Life cycle embodied, operational and mobility-related energy and greenhouse gas emissions analysis of a green development in Melbourne, Australia

At least 40% of total greenhouse gas emissions are related to the built environment, mostly because of energy coming from fossil fuels. In response, developments with an improved energy efficiency (e.g. so-called 'green' or 'net-zero energy' developments) have been built. Despite reductions in operational energy use in 'green' de-velopments, previous studies have identified trade-offs in terms of embodied energy in construction materials and sometimes transport energy associated with the mobility of building users. This research reconsiders the evaluation of green environmental claims through a life cycle approach. A multi-scale life cycle energy assessment software tool is employed to quantify the energy use and greenhouse gas emissions of a case study medium-scale green development in Melbourne, Australia over 50 years.

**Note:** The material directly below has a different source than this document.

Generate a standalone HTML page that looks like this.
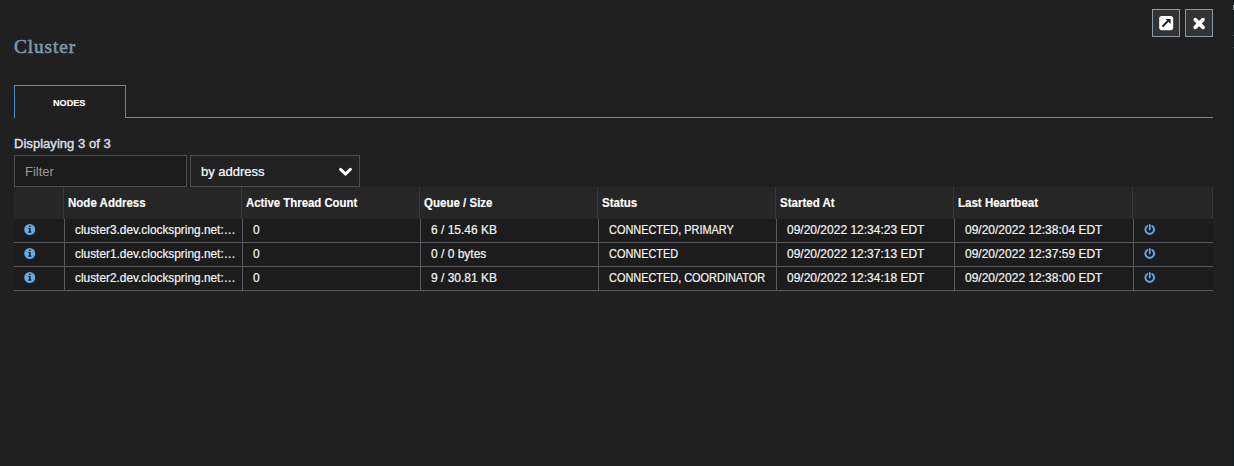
<!DOCTYPE html>
<html><head><meta charset="utf-8">
<style>
*{margin:0;padding:0;box-sizing:border-box}
html,body{width:1234px;height:466px;overflow:hidden;background:#202020;font-family:"Liberation Sans",sans-serif;color:#fff}
.a{position:absolute}
.band{left:0;top:0;width:1234px;height:36px;background:#202020}
.bline{left:0;top:36px;width:1234px;height:1px;background:#1d1d1d}
.edge{left:1233px;top:0;width:1px;height:466px;background:#171c23}
.emk{left:1233px;width:1px;background:#8a8f96}
.title{left:14px;top:34.5px;font-family:"Liberation Serif",serif;font-size:19.3px;letter-spacing:0.9px;-webkit-text-stroke:0.6px #7c9aaa;line-height:24px;color:#7c9aaa;white-space:nowrap}
.btn{top:9px;width:28px;height:28px;background:#333;border:1px solid #8a9ba8}
.tab{left:14px;top:85px;width:112px;height:33px;border:1px solid #4b8fcc;border-bottom:none;background:#202020}
.tabline{left:125px;top:117px;width:1088px;height:1px;background:#4b8fcc}
.tabtxt{-webkit-text-stroke:0.15px #fff;left:53px;top:96.8px;transform:scaleX(.98);transform-origin:0 0;font-size:9.3px;font-weight:bold;line-height:12px;white-space:nowrap}
.disp{left:14px;top:136px;letter-spacing:0.04px;-webkit-text-stroke:0.45px #d9dde0;font-size:13px;line-height:16px;color:#d9dde0;white-space:nowrap}
.filter{left:14px;top:155px;width:173px;height:32px;background:#1b1b1b;border:1px solid #4d4d50}
.ftxt{left:25px;top:164px;font-size:13px;line-height:15px;color:#9a9a9a;white-space:nowrap}
.dd{left:190px;top:155px;width:170px;height:32px;background:#222;border:1px solid #4d4d50}
.ddtxt{left:201px;top:164px;font-size:13px;line-height:15px;color:#fff;-webkit-text-stroke:0.2px #fff;white-space:nowrap}
.hdr{left:14px;top:187px;width:1199px;height:32px;background:#262626}
.hdiv{top:187px;width:1px;height:32px;background:#383838}
.htxt{-webkit-text-stroke:0.15px #fff;top:196px;transform:scaleX(.96);transform-origin:0 0;font-size:12px;font-weight:bold;line-height:14px;white-space:nowrap}
.row{left:14px;width:1199px;height:24px;background:#1c1c1c}
.rline{left:14px;width:1199px;height:1px;background:#5a5a5e}
.ddiv{top:219px;width:1px;height:72px;background:#5a5a5e}
.dtxt{font-size:12px;line-height:14px;white-space:nowrap;color:#f4f4f4;-webkit-text-stroke:0.2px #f4f4f4}
</style></head><body>
<div class="a band"></div>
<div class="a bline"></div>
<div class="a title m">Cluster</div>

<div class="a btn" style="left:1152px"></div>
<div class="a btn" style="left:1185px"></div>
<svg class="a" style="left:1152px;top:9px" width="28" height="28" viewBox="0 0 28 28"><rect x="7.2" y="7" width="14" height="14.2" rx="2.6" fill="#fff"/><path d="M10.4 17.6 L16.2 11.8" stroke="#222" stroke-width="2" stroke-linecap="butt"/><path d="M13.6 10.1 L18.6 10.1 L18.6 15.1 Z" fill="#222"/></svg>
<svg class="a" style="left:1185px;top:9px" width="28" height="28" viewBox="0 0 28 28"><path d="M10.2 10.6 L18.0 18.4 M18.0 10.6 L10.2 18.4" stroke="#fff" stroke-width="3.7" stroke-linecap="round"/></svg>

<div class="a tab"></div>
<div class="a tabline"></div>
<div class="a tabtxt m">NODES</div>

<div class="a disp m">Displaying 3 of 3</div>
<div class="a filter"></div>
<div class="a ftxt m">Filter</div>
<div class="a dd"></div>
<div class="a ddtxt m">by address</div>
<svg class="a" style="left:335px;top:162px" width="22" height="19" viewBox="0 0 22 19"><path d="M5.6 7.3 L10.5 12 L15.4 7.3" fill="none" stroke="#fff" stroke-width="3" stroke-linecap="round" stroke-linejoin="miter"/></svg>

<div class="a hdr"></div>
<div class="a hdiv" style="left:63px"></div>
<div class="a hdiv" style="left:241px"></div>
<div class="a hdiv" style="left:419px"></div>
<div class="a hdiv" style="left:597px"></div>
<div class="a hdiv" style="left:775px"></div>
<div class="a hdiv" style="left:953px"></div>
<div class="a hdiv" style="left:1132px"></div>
<div class="a hdiv" style="left:1212px"></div>
<div class="a htxt m" style="left:68px">Node Address</div>
<div class="a htxt m" style="left:246px;transform:scaleX(.948)">Active Thread Count</div>
<div class="a htxt m" style="left:424px">Queue / Size</div>
<div class="a htxt m" style="left:602px">Status</div>
<div class="a htxt m" style="left:780px">Started At</div>
<div class="a htxt m" style="left:958px">Last Heartbeat</div>

<div class="a row" style="top:219px"></div>
<div class="a rline" style="top:242px"></div>
<div class="a row" style="top:243px"></div>
<div class="a rline" style="top:266px"></div>
<div class="a row" style="top:267px"></div>
<div class="a rline" style="top:290px"></div>
<div class="a ddiv" style="left:64px"></div>
<div class="a ddiv" style="left:242px"></div>
<div class="a ddiv" style="left:420px"></div>
<div class="a ddiv" style="left:598px"></div>
<div class="a ddiv" style="left:776px"></div>
<div class="a ddiv" style="left:954px"></div>
<div class="a ddiv" style="left:1133px"></div>

<div class="a dtxt m" style="transform:scaleX(.988);transform-origin:0 0;left:75px;top:223px">cluster3.dev.clockspring.net:…</div>
<div class="a dtxt m" style="left:253px;top:223px">0</div>
<div class="a dtxt m" style="left:431px;top:223px">6 / 15.46 KB</div>
<div class="a dtxt m" style="transform:scaleX(.91);transform-origin:0 0;left:609px;top:223px">CONNECTED, PRIMARY</div>
<div class="a dtxt m" style="left:787px;top:223px">09/20/2022 12:34:23 EDT</div>
<div class="a dtxt m" style="left:965px;top:223px">09/20/2022 12:38:04 EDT</div>

<div class="a dtxt m" style="transform:scaleX(.988);transform-origin:0 0;left:75px;top:247px">cluster1.dev.clockspring.net:…</div>
<div class="a dtxt m" style="left:253px;top:247px">0</div>
<div class="a dtxt m" style="left:431px;top:247px">0 / 0 bytes</div>
<div class="a dtxt m" style="transform:scaleX(.91);transform-origin:0 0;left:609px;top:247px">CONNECTED</div>
<div class="a dtxt m" style="left:787px;top:247px">09/20/2022 12:37:13 EDT</div>
<div class="a dtxt m" style="left:965px;top:247px">09/20/2022 12:37:59 EDT</div>

<div class="a dtxt m" style="transform:scaleX(.988);transform-origin:0 0;left:75px;top:271px">cluster2.dev.clockspring.net:…</div>
<div class="a dtxt m" style="left:253px;top:271px">0</div>
<div class="a dtxt m" style="left:431px;top:271px">9 / 30.81 KB</div>
<div class="a dtxt m" style="transform:scaleX(.91);transform-origin:0 0;left:609px;top:271px">CONNECTED, COORDINATOR</div>
<div class="a dtxt m" style="left:787px;top:271px">09/20/2022 12:34:18 EDT</div>
<div class="a dtxt m" style="left:965px;top:271px">09/20/2022 12:38:00 EDT</div>

<svg class="a" style="left:20px;top:220px" width="20" height="20" viewBox="0 0 20 20"><circle cx="9.75" cy="9.5" r="5.5" fill="#62aae8"/><rect x="9.0" y="5.6" width="1.6" height="1.4" fill="#1c1c1c"/><path d="M8.3 7.9 H10.6 V11.6 H11.4 V12.8 H8.3 V11.6 H9.1 V9.1 H8.3 Z" fill="#1c1c1c"/></svg>
<svg class="a" style="left:1140px;top:220px" width="20" height="20" viewBox="0 0 20 20"><path d="M12.25 6.0 A4.35 4.35 0 1 1 7.25 6.0" fill="none" stroke="#62aae8" stroke-width="2" stroke-linecap="round"/><path d="M9.75 4.8 V9.6" stroke="#62aae8" stroke-width="1.8" stroke-linecap="round"/></svg>
<svg class="a" style="left:20px;top:244px" width="20" height="20" viewBox="0 0 20 20"><circle cx="9.75" cy="9.5" r="5.5" fill="#62aae8"/><rect x="9.0" y="5.6" width="1.6" height="1.4" fill="#1c1c1c"/><path d="M8.3 7.9 H10.6 V11.6 H11.4 V12.8 H8.3 V11.6 H9.1 V9.1 H8.3 Z" fill="#1c1c1c"/></svg>
<svg class="a" style="left:1140px;top:244px" width="20" height="20" viewBox="0 0 20 20"><path d="M12.25 6.0 A4.35 4.35 0 1 1 7.25 6.0" fill="none" stroke="#62aae8" stroke-width="2" stroke-linecap="round"/><path d="M9.75 4.8 V9.6" stroke="#62aae8" stroke-width="1.8" stroke-linecap="round"/></svg>
<svg class="a" style="left:20px;top:268px" width="20" height="20" viewBox="0 0 20 20"><circle cx="9.75" cy="9.5" r="5.5" fill="#62aae8"/><rect x="9.0" y="5.6" width="1.6" height="1.4" fill="#1c1c1c"/><path d="M8.3 7.9 H10.6 V11.6 H11.4 V12.8 H8.3 V11.6 H9.1 V9.1 H8.3 Z" fill="#1c1c1c"/></svg>
<svg class="a" style="left:1140px;top:268px" width="20" height="20" viewBox="0 0 20 20"><path d="M12.25 6.0 A4.35 4.35 0 1 1 7.25 6.0" fill="none" stroke="#62aae8" stroke-width="2" stroke-linecap="round"/><path d="M9.75 4.8 V9.6" stroke="#62aae8" stroke-width="1.8" stroke-linecap="round"/></svg>
<div class="a edge"></div>
<div class="a emk" style="top:5px;height:5px"></div>
<div class="a emk" style="top:35px;height:1px;background:#555a60"></div>
<div class="a emk" style="top:47px;height:1px;background:#555a60"></div>
</body></html>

Results show that the total life cycle energy use and greenhouse gas emissions of the development are 1,492 TJ (2,688 GJ per capita and 107 GJ/m(2) of GFA) and 81 ktCO(2)-e (146 tCO(2)-e per capita and 6 tCO(2)-e/m(2) of GFA), respectively, compared to 2,220 TJ (4,001 GJ per capita and 159 GJ/m(2) of GFA) and 177 ktCO(2)-e (318 tCO(2)-e per capita and 13 tCO(2)-e/m(2) of GFA) for a business-as-usual development with the same geometry. In fact, each of the embodied, operational and transport energy requirements represents an important contribution to the life cycle energy: 31%, 35% and 34%, respectively. Therefore, all life cycle stages and scales of the built environment are relevant to the overall energy and greenhouse gas emissions performance of green developments.